Cross-border movement has improved between Sudan and South Sudan for grazing and trade. After a three- to four-month delay in seasonal grazing in South Sudan, the Messeriya and Rezeighat cattle herders of South Kordofan and East Darfur states have started crossing the border for seasonal grazing in Unity and Northern Bahr el Ghazal states in South Sudan as of late March. Access to grazing in South Sudan alleviated distressed conditions facing cattle due to pasture and water shortages since December 2012. In addition, an increased pattern of informal trade flow from Sudan to South Sudan was reported in recent months.

GoS and SPLM-N indicated a willingness to engage in peace talks. Since the eruption of conflict in South Kordofan and Blue Nile states about two years ago, both GoS and SPLM-N demonstrated interest in negotiating a peace deal for South Kordofan and Blue Nile. Direct confrontations between the Sudan Armed Forces (SAF) and SPLM-N have waned considerably over the past few months following the Implementation Matrix signed in March between Sudan and South Sudan. However, the risk of fighting still persists as conflict was reported during the second week of April between the SAF and SPLM-N in Dondor village, east of Kadugli. Direct peace talks between GoS and SPLM-N began during the fourth week of April in Addis Ababa under the mediation of the African Union. It is the first time the conflicting parties have met for peace talks since the conflict erupted in 2011.

Access improves for GoS controlled areas of Blue Nile state. For the first time since the conflict erupted in September 2011, an inter-agency group (WFP, UNHCR, HAC, Sudanese Red Crescent, and Mubadiroon) was able to conduct a rapid assessment in March 2013. The assessment identified over 76,000 people (IDPs, returnees, and residents) in need of humanitarian assistance in several GoS controlled areas in six localities of Blue Nile state. Thus far, WFP has distributed two-month food rations to 51,000 people in Kurmuk and Geissan localities.
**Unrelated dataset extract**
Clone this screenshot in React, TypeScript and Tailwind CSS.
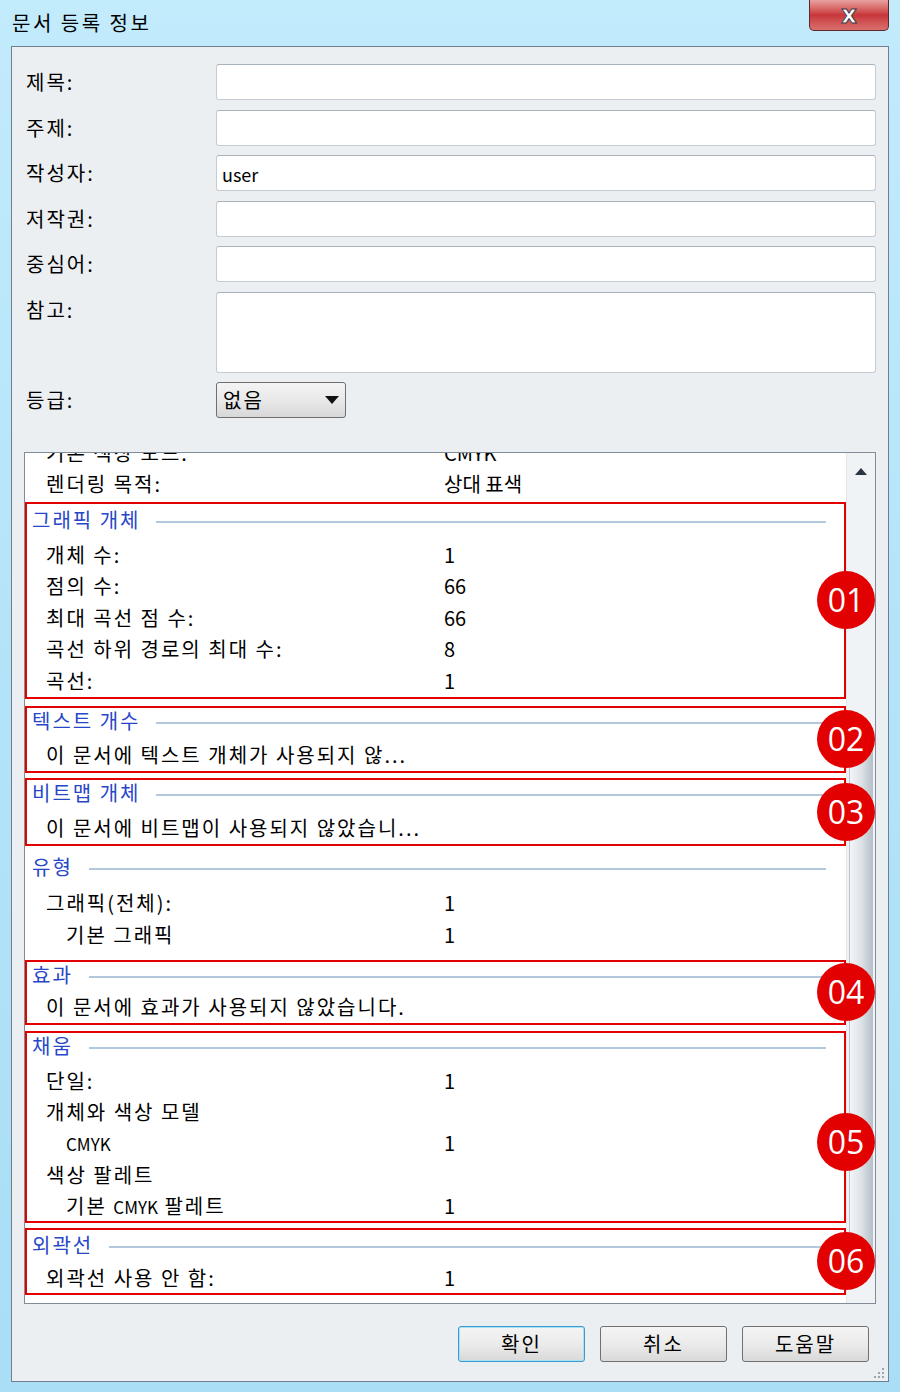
import type { ReactNode } from 'react';

const FONT = { fontFamily: '"Noto Sans CJK KR", "Noto Sans", sans-serif' };

type Row = { label: ReactNode; value?: string; indent?: boolean; h?: number };

/**
 * 속성 목록의 한 줄
 */
function PropRow({ label, value, indent, h = 31.5 }: Row) {
  return (
    <div className="flex items-center text-[20px] leading-none text-black" style={{ height: h }}>
      <div className={`w-[417px] shrink-0 tracking-[2px] ${indent ? 'pl-[39px]' : 'pl-[19px]'}`}>{label}</div>
      <div>{value}</div>
    </div>
  );
}

/**
 * 파란 제목 + 구분선
 */
function SectionHeader({ title, h, ty = 0 }: { title: string; h: number; ty?: number }) {
  return (
    <div className="flex items-start pl-[5px] pr-[18px]" style={{ height: h, paddingTop: ty }}>
      <span className="text-[20px] leading-[26px] tracking-[2px] text-[#2747c9]">{title}</span>
      <div className="mt-[14px] ml-[16px] h-[2px] flex-1 bg-[#b3c8dd]"></div>
    </div>
  );
}

/**
 * 번호 배지
 */
function Badge({ n, top }: { n: string; top?: number }) {
  return (
    <div
      className={`absolute right-[-31px] z-10 flex h-[58px] w-[58px] items-center justify-center rounded-full bg-[#e20000] text-[32px] leading-none text-white ${top === undefined ? 'top-1/2 -translate-y-1/2' : ''}`}
      style={{ fontFamily: '"Open Sans", "Noto Sans", sans-serif', ...(top !== undefined ? { top } : {}) }}
    >
      {n}
    </div>
  );
}

function Box({
  children,
  red,
  badge,
  badgeTop,
  className = '',
}: {
  children: ReactNode;
  red?: boolean;
  badge?: string;
  badgeTop?: number;
  className?: string;
}) {
  return (
    <div className={`relative border-2 ${red ? 'border-[#e20000]' : 'border-transparent'} ${className}`}>
      {children}
      {badge && <Badge n={badge} top={badgeTop} />}
    </div>
  );
}

function Field({ label, h = 36, value }: { label: string; h?: number; value?: string }) {
  return (
    <div className="flex items-start">
      <div className="flex h-[36px] w-[190px] shrink-0 items-center text-[20px] tracking-[2px] text-black">{label}</div>
      <div
        className="flex flex-1 items-start rounded-[3px] border border-[#c5ccd3] border-t-[#aab3bc] bg-white px-[5px] text-[18px] text-black"
        style={{ height: h }}
      >
        {value && <span className="mt-[5px]">{value}</span>}
      </div>
    </div>
  );
}

function Button({ label, primary }: { label: string; primary?: boolean }) {
  return (
    <button
      className={`flex h-[36px] w-[127px] items-center justify-center rounded-[3px] border bg-gradient-to-b from-[#f4f4f4] via-[#ebebeb] to-[#d9d9d9] text-[20px] tracking-[2px] text-black ${
        primary ? 'border-[#3a9ccc] shadow-[inset_0_0_0_1px_#a8e0f5]' : 'border-[#707070]'
      }`}
    >
      {label}
    </button>
  );
}

const Cmyk = () => <span className="text-[17px] tracking-normal">CMYK</span>;

export default function App() {
  return (
    <div
      className="relative h-[1392px] w-[900px] overflow-hidden bg-gradient-to-b from-[#c2ebfc] via-[#b3e3f8] to-[#a9def6]"
      style={FONT}
    >
      {/* 제목 표시줄 */}
      <div className="flex h-[46px] items-center pl-[12px]">
        <span className="text-[20px] tracking-[2.5px] text-black">문서 등록 정보</span>
      </div>
      <div className="absolute top-0 right-[11px] flex h-[31px] w-[80px] items-center justify-center rounded-b-[5px] border border-t-0 border-[#5c2a2a] bg-gradient-to-b from-[#e8a0a0] via-[#c7353a] to-[#d9706f]">
        <span
          className="text-[24px] font-bold leading-none text-white"
          style={{ fontFamily: '"DejaVu Sans", sans-serif', WebkitTextStroke: '1px #3a3a4a' }}
        >
          x
        </span>
      </div>

      {/* 본문 패널 */}
      <div className="mx-[11px] flex h-[1336px] flex-col border border-[#6d7f90] bg-[#eceff1]">
        {/* 입력 필드 */}
        <div className="flex flex-col gap-[9.5px] pt-[17px] pr-[12px] pl-[14px]">
          <Field label="제목:" />
          <Field label="주제:" />
          <Field label="작성자:" value="user" />
          <Field label="저작권:" />
          <Field label="중심어:" />
          <Field label="참고:" h={81} />
          <div className="flex items-start">
            <div className="flex h-[36px] w-[190px] shrink-0 items-center text-[20px] tracking-[2px] text-black">등급:</div>
            <div className="flex h-[36px] w-[130px] items-center justify-between rounded-[3px] border border-[#6f6f6f] bg-gradient-to-b from-[#f4f4f4] via-[#e9e9e9] to-[#d8d8d8] pr-[6px] pl-[6px] text-[20px] tracking-[2px] text-black">
              <span>없음</span>
              <svg width="14" height="8" viewBox="0 0 14 8">
                <path d="M0 0 L14 0 L7 8 Z" fill="#111" />
              </svg>
            </div>
          </div>
        </div>

        {/* 속성 목록 */}
        <div className="mx-[12px] mt-[34px] flex h-[852px] overflow-hidden border border-[#828c96] bg-white">
          <div className="relative flex-1">
            <div className="-mt-[18px] flex flex-col">
              <Box>
                <PropRow label="기본 색상 모드:" value="CMYK" />
                <PropRow label="렌더링 목적:" value="상대 표색" />
              </Box>
              <Box red badge="01">
                <SectionHeader title="그래픽 개체" h={35} ty={3} />
                <PropRow label="개체 수:" value="1" />
                <PropRow label="점의 수:" value="66" />
                <PropRow label="최대 곡선 점 수:" value="66" />
                <PropRow label="곡선 하위 경로의 최대 수:" value="8" />
                <PropRow label="곡선:" value="1" />
              </Box>
              <Box red badge="02" className="mt-[7px]">
                <SectionHeader title="텍스트 개수" h={32} />
                <PropRow label="이 문서에 텍스트 개체가 사용되지 않..." />
              </Box>
              <Box red badge="03" className="mt-[5px]">
                <SectionHeader title="비트맵 개체" h={32} />
                <PropRow label="이 문서에 비트맵이 사용되지 않았습니..." />
              </Box>
              <Box>
                <div className="h-[6px]"></div>
                <SectionHeader title="유형" h={34} />
                <PropRow label="그래픽(전체):" value="1" />
                <PropRow label="기본 그래픽" value="1" indent />
              </Box>
              <Box red badge="04" className="mt-[7px]">
                <SectionHeader title="효과" h={30} ty={-3} />
                <PropRow label="이 문서에 효과가 사용되지 않았습니다." />
              </Box>
              <Box red badge="05" badgeTop={80} className="mt-[5.5px]">
                <SectionHeader title="채움" h={33} />
                <PropRow label="단일:" value="1" h={31} />
                <PropRow label="개체와 색상 모델" h={31} />
                <PropRow label={<Cmyk />} value="1" indent h={31.5} />
                <PropRow label="색상 팔레트" h={31.5} />
                <PropRow label={<>기본 <Cmyk /> 팔레트</>} value="1" indent h={30} />
              </Box>
              <Box red badge="06" className="mt-[5px]">
                <SectionHeader title="외곽선" h={34} ty={2} />
                <PropRow label="외곽선 사용 안 함:" value="1" h={29} />
              </Box>
            </div>
          </div>

          {/* 스크롤바 */}
          <div className="flex w-[29px] shrink-0 flex-col border-l border-[#e3e7ea] bg-[#f0f3f5]">
            <div className="flex h-[36px] items-center justify-center">
              <svg width="12" height="7" viewBox="0 0 12 7">
                <path d="M0 7 L6 0 L12 7 Z" fill="#2a3540" />
              </svg>
            </div>
            <div className="mt-[255px] mx-[2px] h-[523px] rounded-[2px] border border-[#b9c3cc] bg-gradient-to-r from-[#f3f5f7] via-[#dde3e8] to-[#b9c2ca]"></div>
            <div className="flex h-[20px] items-center justify-center">
              <svg width="10" height="6" viewBox="0 0 10 6">
                <path d="M0 0 L10 0 L5 6 Z" fill="#5b6670" />
              </svg>
            </div>
          </div>
        </div>

        {/* 버튼 */}
        <div className="mt-[22px] flex justify-end gap-[15px] pr-[19px]">
          <Button label="확인" primary />
          <Button label="취소" />
          <Button label="도움말" />
        </div>

        <div className="mt-auto flex justify-end pr-[3px] pb-[2px]">
          <svg width="12" height="12" viewBox="0 0 12 12">
            <g fill="#9aa6b0">
              <rect x="9" y="1" width="2" height="2" />
              <rect x="5" y="5" width="2" height="2" />
              <rect x="9" y="5" width="2" height="2" />
              <rect x="1" y="9" width="2" height="2" />
              <rect x="5" y="9" width="2" height="2" />
              <rect x="9" y="9" width="2" height="2" />
            </g>
          </svg>
        </div>
      </div>
    </div>
  );
}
Sorghum prices remained stable or declined in March (post-harvest period) as supplies from last season's above-average harvest continue to reach markets. From February to March, retail sorghum (the main staple food in Sudan) prices have decreased by 9 percent in Nyala (South Darfur), 16 percent in Kadugli (South Kordofan), and remained stable in most other markets in Sudan. The stable/declining pattern of sorghum prices is mainly attributed to maintained relatively high supplies of grain from the above-average harvest of the last rainy season and reduced domestic demand, as many households have been consuming their own crop production. In contrast to these prices, current sorghum prices have increased by 12 to 24 percent in El Fasher (North Darfur), Geneina (West Darfur), and El Obeid (North Kordofan). This is principally due to high market costs triggered by prevailing insecurity, particularly for markets in Darfur.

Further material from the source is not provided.